Monday, March 24, 2014

Banana Oat Donuts with Chocolate Ganache

Sometimes I feel really guilty for wishing time away. You know, when you're sitting at work and think, "God I can't wait for the week to be over." Or, "I just want it to be summer." These feelings are often valid because the future has the possibility to be better than the present. Sometimes it is better, sometimes it's not.

Instead of pining for the theoretical future, I need to start embracing the present. Because when embraced, the here and now can be pretty damn awesome. This thought dawned on me while outside on a sunny afternoon, dipping donuts in chocolate while my cat and curious neighbor watched from the window. That moment was small, it was silly and it was great.


But yes, donuts. They have a way of making little moments better, don't they? These donuts are the big, fluffy cake-y kind. They're pretty much banana bread in donut form, and everything is better in donut form!

I like this recipe because you can leave them unfrosted and have a donut/muffin type baked good, or you can frost them and have a indulgent breakfast/dessert. My suggestion? Frost half, eat half without frosting...then spread the left-over ganache on everything in sight.
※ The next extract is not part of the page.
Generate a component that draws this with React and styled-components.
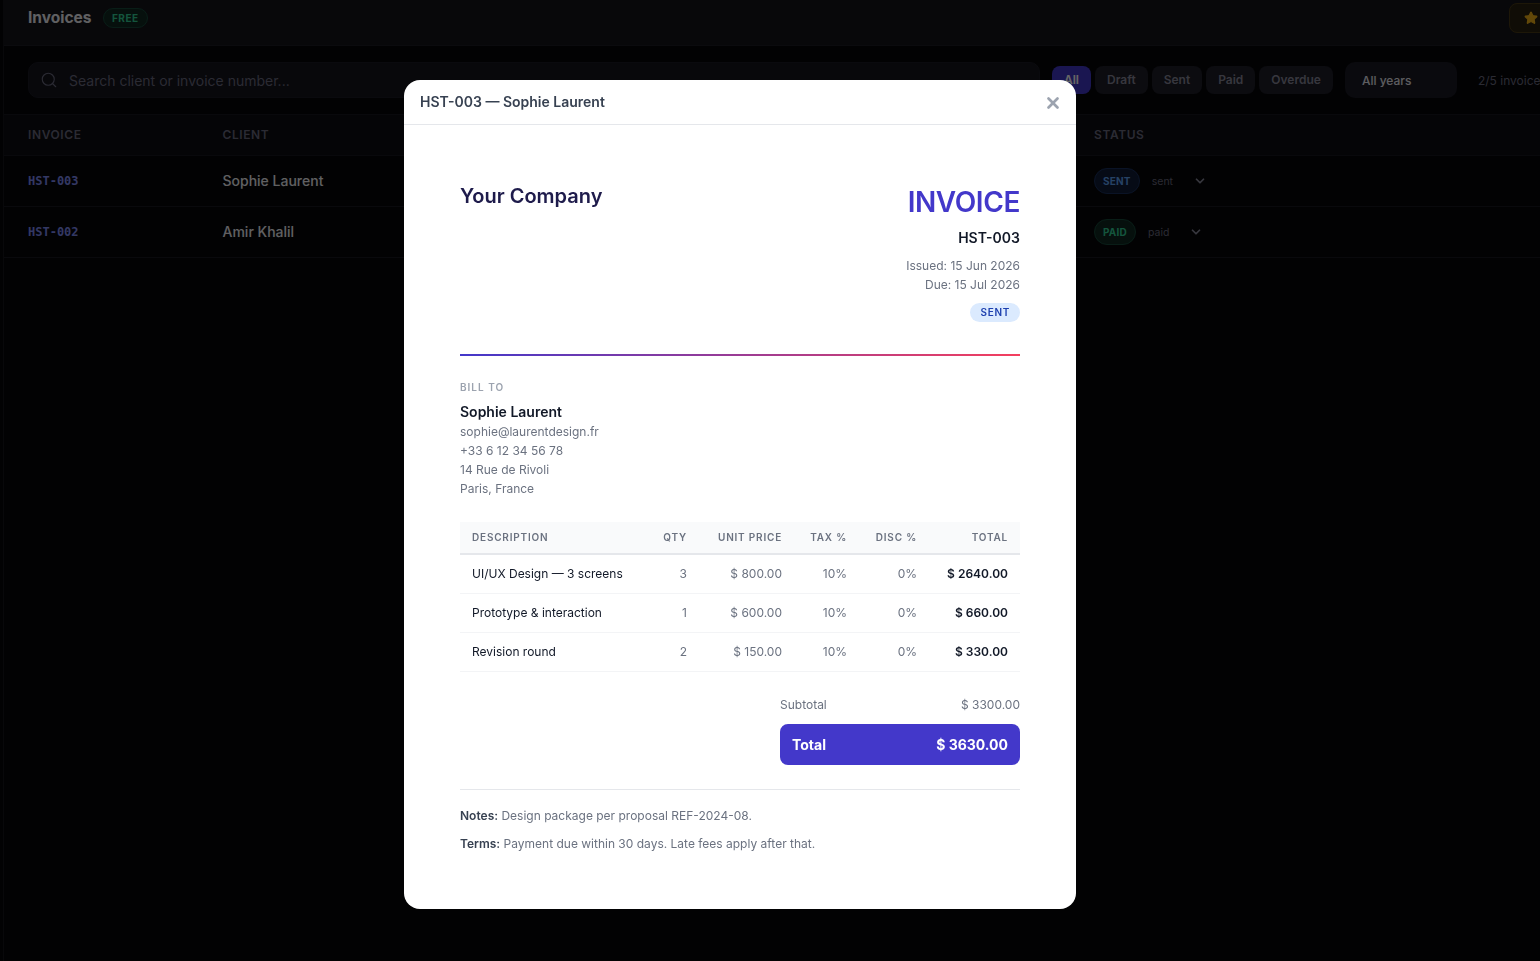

Banana Oat Donuts with Chocolate Ganache 
3/4 Cup Brown Sugar
6 Tbs. Melted Coconut Oil
1 Tbs. Vanilla Extract
1 Large Egg Whites
1 Large Egg
2 Large Ripe Bananas, mashed
1 Cup Oats
2 Cups All-Purpose Flour
1 Tbs. Baking Powder
1/2 Tsp. Baking Soda
1/2 Tsp. Salt
1/2 Tsp Ground Cinnamon
1/2 Cup Chopped Walnuts (optional)

Chocolate Ganache (Recipe adapted from Martha Stewart)
5 Ounces Bittersweet chocolate, chopped (I used chocolate chips)
2 Tbs. Butter
1 Tbs. light Corn Syrup
2 Tbs. Milk

1. Preheat oven to 375 degrees. In a small bowl, whisk together the flour, oats, baking powder, baking soda, salt and cinnamon.
2. In a separate bowl, mash bananas until smooth. Add milk and vanilla extract. In a stand mixer, blend together the coconut oil and brown sugar. Add egg and egg white, one at a time and mix until smooth. Add the banana and milk mixture, blend until fully incorporated. 
3. Slowly add flour mixture to banana mixture, mixing until just incorporated.
4. Spoon mixture into non-stick donut pans, until about 3/4 full. Place into the oven, and let bake for about 15 minutes, or until the center comes out clean when a toothpick is inserted.
5. Remove from oven and let cool. While the donuts cool, let's make the frosting!
6. Place the chocolate and butter into a bowl over a pan of simmering water and melt. Remove from the heat, and add milk and corn syrup. Whisk together.
7. Dunk donuts into chocolate glaze, and top with walnuts if desired. Enjoy!